3. Under The Bridge (1992)
The video that broke the Chilis into the mainstream, directed by Flea’s friend, film-maker Gus Van Sant, is also one of the band’s most under-stated and elegant promos. Most famous for scenes of a fresh-faced Anthony Kiedis walking through LA neighbourhoods, it’s an affecting tribute to the band’s hometown, and landed the group both the ‘Breakthrough Video’ gong and the ‘Viewers Choice Best Video’ at the 1992 MTV Video Music Awards. Much like their frontman in this video, the Chili Peppers never looked back.
2. Scar Tissue (1999)
Arty and evocative, Stéphane Sednaoui’s video for the first single from the phenomenally successful Californication album taps beautifully into the idea of the LA veterans as survivors, bruised and battered by their tumultuous history but, reunited with ‘lost’ guitarist John Frusciante, newly empowered, re-energised and ready to face whatever the road ahead may throw at them. A tasteful, memorable return.
1. Give It Away (1991)
A true classic, French fashion photographer Stéphane Sednaoui’s beautifully shot promo for the lead single from the band’s breakthrough album Blood Sugar Sex Magik helped transport the Chili Peppers from cult status to genuine stardom.
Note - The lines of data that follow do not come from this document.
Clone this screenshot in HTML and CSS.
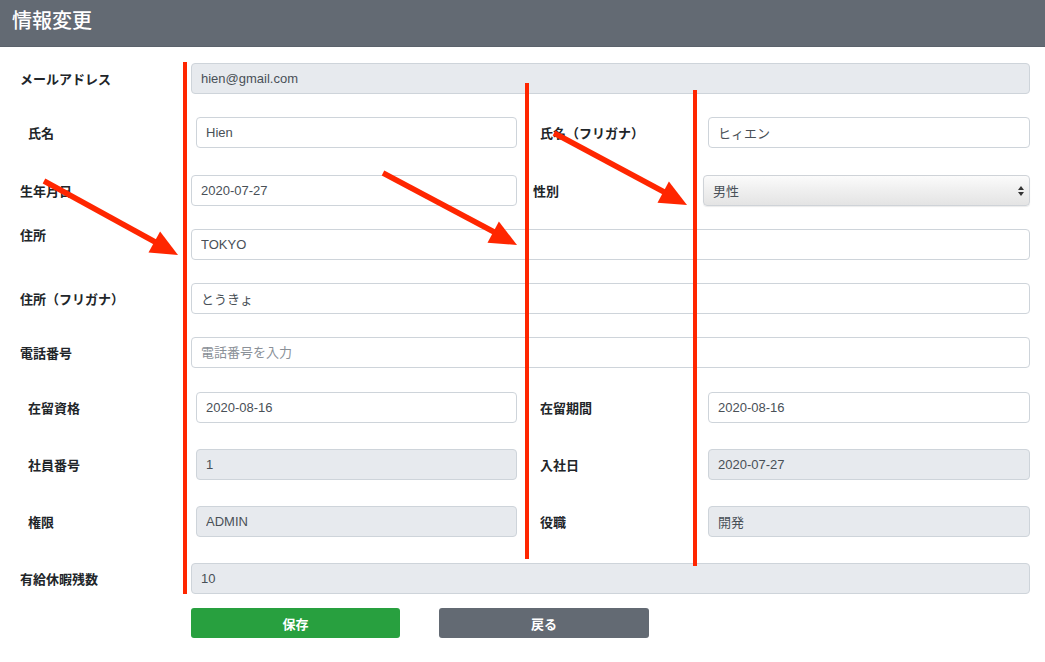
FILE: index.html
```html
<!DOCTYPE html>
<html lang="ja">
<head>
<meta charset="utf-8">
<title>情報変更</title>
<link rel="stylesheet" href="styles.css">
</head>
<body>
<header class="page-header">
  <h1 class="page-title">情報変更</h1>
</header>
<main class="form">
  <div class="row row--full">
    <label class="lbl">メールアドレス</label>
    <input class="field field--ro" value="hien@gmail.com" readonly>
  </div>
  <div class="row row--pair">
    <label class="lbl lbl--a">氏名</label>
    <input class="field field--a" value="Hien">
    <label class="lbl lbl--b">氏名（フリガナ）</label>
    <input class="field field--fill" value="ヒィエン">
  </div>
  <div class="row row--pair-b row--sp4">
    <label class="lbl lbl--wide">生年月日</label>
    <input class="field field--c" value="2020-07-27">
    <label class="lbl lbl--d">性別</label>
    <div class="select-wrap">
      <select class="select"><option>男性</option><option>女性</option></select>
      <svg class="select-arrow" width="8" height="12" viewBox="0 0 8 12"><path d="M4 1 L7 5 H1 Z M4 11 L7 7 H1 Z" fill="#333"/></svg>
    </div>
  </div>
  <div class="row row--full row--top">
    <label class="lbl lbl--top">住所</label>
    <input class="field" value="TOKYO">
  </div>
  <div class="row row--full">
    <label class="lbl">住所（フリガナ）</label>
    <input class="field" value="とうきょ">
  </div>
  <div class="row row--full">
    <label class="lbl">電話番号</label>
    <input class="field" placeholder="電話番号を入力">
  </div>
  <div class="row row--pair row--sp1">
    <label class="lbl lbl--a">在留資格</label>
    <input class="field field--a" value="2020-08-16">
    <label class="lbl lbl--b">在留期間</label>
    <input class="field field--fill" value="2020-08-16">
  </div>
  <div class="row row--pair row--sp3">
    <label class="lbl lbl--a">社員番号</label>
    <input class="field field--a field--ro" value="1" readonly>
    <label class="lbl lbl--b">入社日</label>
    <input class="field field--fill field--ro" value="2020-07-27" readonly>
  </div>
  <div class="row row--pair row--sp3">
    <label class="lbl lbl--a">権限</label>
    <input class="field field--a field--ro" value="ADMIN" readonly>
    <label class="lbl lbl--b">役職</label>
    <input class="field field--fill field--ro" value="開発" readonly>
  </div>
  <div class="row row--full row--sp3">
    <label class="lbl">有給休暇残数</label>
    <input class="field field--ro" value="10" readonly>
  </div>
  <div class="actions">
    <button class="btn btn--save" type="button">保存</button>
    <button class="btn btn--back" type="button">戻る</button>
  </div>
</main>

<svg class="annotations" width="1045" height="662" viewBox="0 0 1045 662">
  <g fill="#ff2600">
    <rect x="183" y="62" width="4" height="532"/>
    <rect x="525" y="83" width="4" height="476"/>
    <rect x="693" y="90" width="4" height="476"/>
    <polygon points="178,255 148.5,252.4 160.1,231.4"/>
    <polygon points="517,245 487.5,242.8 498.9,221.6"/>
    <polygon points="687,205 657.5,202.7 668.9,181.5"/>
  </g>
  <g stroke="#ff2600" stroke-width="5.5" stroke-linecap="butt">
    <line x1="44" y1="181" x2="157" y2="243"/>
    <line x1="383" y1="173" x2="496" y2="233"/>
    <line x1="554" y1="133" x2="666" y2="193"/>
  </g>
</svg>
</body>
</html>
```

FILE: styles.css
```css
* { box-sizing: border-box; }

html, body {
  margin: 0;
  padding: 0;
  background: #ffffff;
}

body {
  position: relative;
  width: 1045px;
  min-height: 662px;
  font-family: "Liberation Sans", "Noto Sans CJK JP", sans-serif;
  color: #212529;
  overflow: hidden;
}

.page-header {
  height: 47px;
  background: #636a73;
  border-bottom: 1px solid #5b626b;
  display: flex;
  align-items: center;
  padding: 0 0 8px 12px;
}

.page-title {
  margin: 0;
  font-family: "Noto Sans CJK JP", sans-serif;
  font-size: 20px;
  font-weight: 500;
  color: #ffffff;
  letter-spacing: 0;
}

.form {
  display: flex;
  flex-direction: column;
  gap: 23px;
  padding-top: 16px;
}

.row {
  display: flex;
  align-items: center;
  height: 31px;
  padding-right: 15px;
}

.row--full { padding-left: 20px; }
.row--pair { padding-left: 28px; }
.row--pair-b { padding-left: 20px; }
.row--sp1 { margin-top: 1px; }
.row--sp3 { margin-top: 3px; }
.row--sp4 { margin-top: 4px; }
.row--top { align-items: flex-start; }

.lbl {
  flex: none;
  width: 171px;
  font-family: "Noto Sans CJK JP", sans-serif;
  font-size: 13px;
  font-weight: 700;
  color: #212529;
  line-height: 16px;
  white-space: nowrap;
}

.lbl--top { margin-top: -2px; }
.lbl--a { width: 168px; }
.lbl--b { width: 168px; margin-left: 23px; }
.lbl--wide { width: 171px; }
.lbl--d { width: 170px; margin-left: 16px; }

.field {
  flex: 1;
  min-width: 0;
  height: 31px;
  padding: 0 9px;
  border: 1px solid #ced4da;
  border-radius: 4px;
  background: #ffffff;
  font-family: "Liberation Sans", "Noto Sans CJK JP", sans-serif;
  font-size: 13px;
  color: #495057;
  outline: none;
}

.field::placeholder { color: #8a9097; }

.field--a { flex: none; width: 321px; }
.field--c { flex: none; width: 326px; }
.field--fill { flex: 1; }

.field--ro {
  background: #e7eaee;
  color: #495057;
}

.select-wrap {
  position: relative;
  flex: 1;
  height: 31px;
}

.select {
  -webkit-appearance: none;
  appearance: none;
  width: 100%;
  height: 31px;
  padding: 0 9px;
  border: 1px solid #cfd3d8;
  border-radius: 4px;
  background: linear-gradient(#fbfbfb 0%, #f0f0f0 45%, #e4e4e4 100%);
  box-shadow: 0 1px 1px rgba(0,0,0,0.08);
  font-family: "Noto Sans CJK JP", sans-serif;
  font-size: 13px;
  color: #495057;
  outline: none;
}

.select-arrow {
  position: absolute;
  right: 5px;
  top: 10px;
  pointer-events: none;
}

.actions {
  display: flex;
  gap: 39px;
  padding-left: 191px;
  margin-top: -9px;
}

.btn {
  height: 30px;
  border: none;
  border-radius: 3px;
  font-family: "Noto Sans CJK JP", sans-serif;
  font-size: 13px;
  font-weight: 700;
  color: #ffffff;
}

.btn--save { width: 209px; background: #28a03f; }
.btn--back { width: 210px; background: #636a73; }

.annotations {
  position: absolute;
  left: 0;
  top: 0;
  pointer-events: none;
}
```
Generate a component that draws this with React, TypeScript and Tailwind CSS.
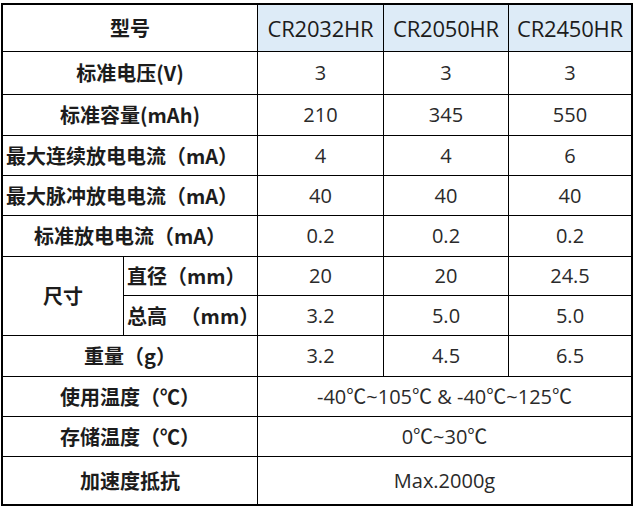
import React from 'react';

const models = ["CR2032HR", "CR2050HR", "CR2450HR"];

const rows = [
  { label: "标准电压(V)", values: ["3", "3", "3"], h: "h-[42px]", left: false },
  { label: "标准容量(mAh)", values: ["210", "345", "550"], h: "h-[40px]", left: false },
  { label: "最大连续放电电流（mA）", values: ["4", "4", "6"], h: "h-[39px]", left: true },
  { label: "最大脉冲放电电流（mA）", values: ["40", "40", "40"], h: "h-[39px]", left: true },
  { label: "标准放电电流（mA）", values: ["0.2", "0.2", "0.2"], h: "h-[40px]", left: false },
];

const labelFont = "font-['Noto_Sans_CJK_SC','Noto_Sans',sans-serif] font-bold text-[20px] text-[#1c1c1c]";
const valueFont = "font-['Open_Sans','Noto_Sans_CJK_SC',sans-serif] text-[20px] text-[#2a2a2a]";

function Label({ children, className = "" }: { children: React.ReactNode; className?: string }) {
  return (
    <div className={`bg-white flex items-center justify-center whitespace-nowrap ${labelFont} ${className}`}>
      {children}
    </div>
  );
}

function Value({ children, className = "" }: { children: React.ReactNode; className?: string }) {
  return (
    <div className={`bg-white flex items-center justify-center whitespace-nowrap ${valueFont} ${className}`}>
      {children}
    </div>
  );
}

export default function App() {
  return (
    <div className="w-[637px] h-[510px] bg-white pt-[3px] pl-[1px]">
      <div className="w-[632px] border-2 border-black bg-black grid grid-cols-[120px_133px_125px_124px_122px] gap-px">
        {/* header */}
        <Label className="col-span-2 h-[46px] bg-[#ddebf7]">型号</Label>
        {models.map((m) => (
          <div
            key={m}
            className="bg-[#ddebf7] flex items-center justify-center font-['Open_Sans',sans-serif] text-[22px] tracking-[-0.2px] text-[#1c1c1c]"
          >
            {m}
          </div>
        ))}

        {rows.map((r) => (
          <React.Fragment key={r.label}>
            <Label className={`col-span-2 ${r.h} ${r.left ? "justify-start pl-[3px]" : ""}`}>{r.label}</Label>
            {r.values.map((v, i) => (
              <Value key={i}>{v}</Value>
            ))}
          </React.Fragment>
        ))}

        {/* 尺寸 */}
        <Label className="row-span-2">尺寸</Label>
        <Label className="h-[38px] justify-start pl-[3px]">直径（mm）</Label>
        <Value>20</Value>
        <Value>20</Value>
        <Value>24.5</Value>
        <Label className="h-[39px] justify-start pl-[3px]">总高&nbsp;&nbsp;&nbsp;（mm）</Label>
        <Value>3.2</Value>
        <Value>5.0</Value>
        <Value>5.0</Value>

        <Label className="col-span-2 h-[40px]">重量（g）</Label>
        <Value>3.2</Value>
        <Value>4.5</Value>
        <Value>6.5</Value>

        <Label className="col-span-2 h-[39px]">使用温度（℃）</Label>
        <Value className="col-span-3">-40℃~105℃ &amp; -40℃~125℃</Value>

        <Label className="col-span-2 h-[39px]">存储温度（℃）</Label>
        <Value className="col-span-3">0℃~30℃</Value>

        <Label className="col-span-2 h-[47px]">加速度抵抗</Label>
        <Value className="col-span-3">Max.2000g</Value>
      </div>
    </div>
  );
}
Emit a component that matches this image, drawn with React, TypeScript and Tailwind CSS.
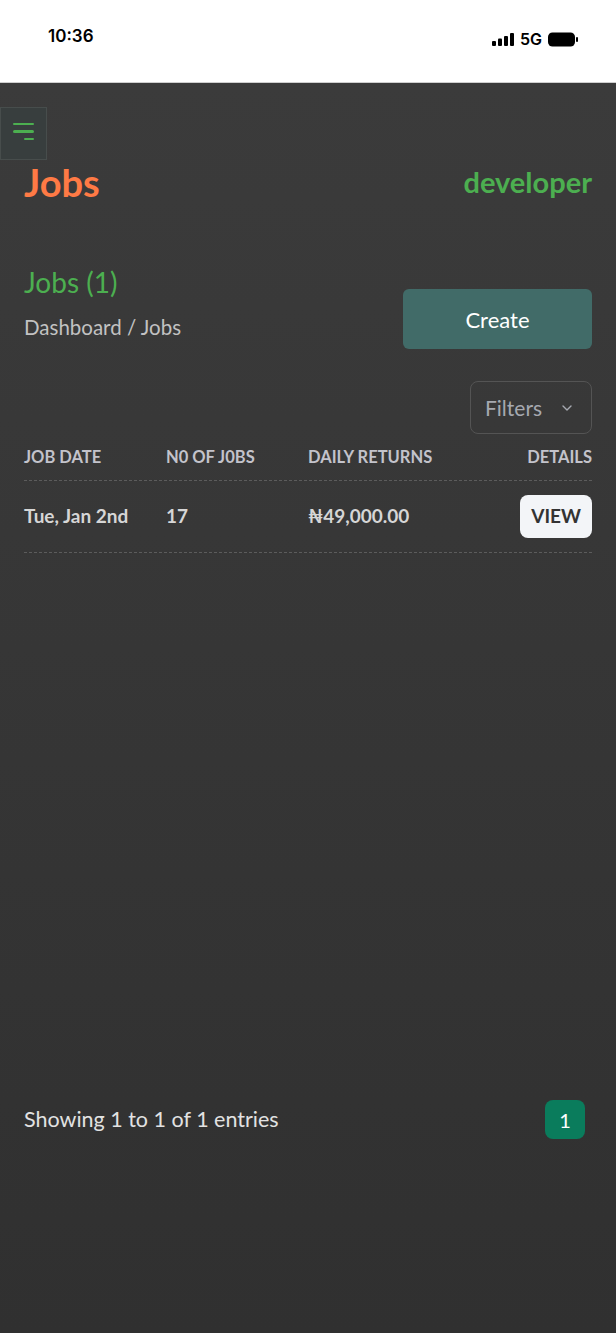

Filmed in black and white, with the band sprayed silver – and looking like sexy, freaky glam rock aliens – the video was largely improvised across a two-day shoot, with Sednaoui attempting to replicate the band’s energy with his own vibrant cinematography. The Chili’s label worried that the clip might prove to artsy and weird for the band’s fanbase, but they need not have worried, for it established the Chilis as a rock band like no other.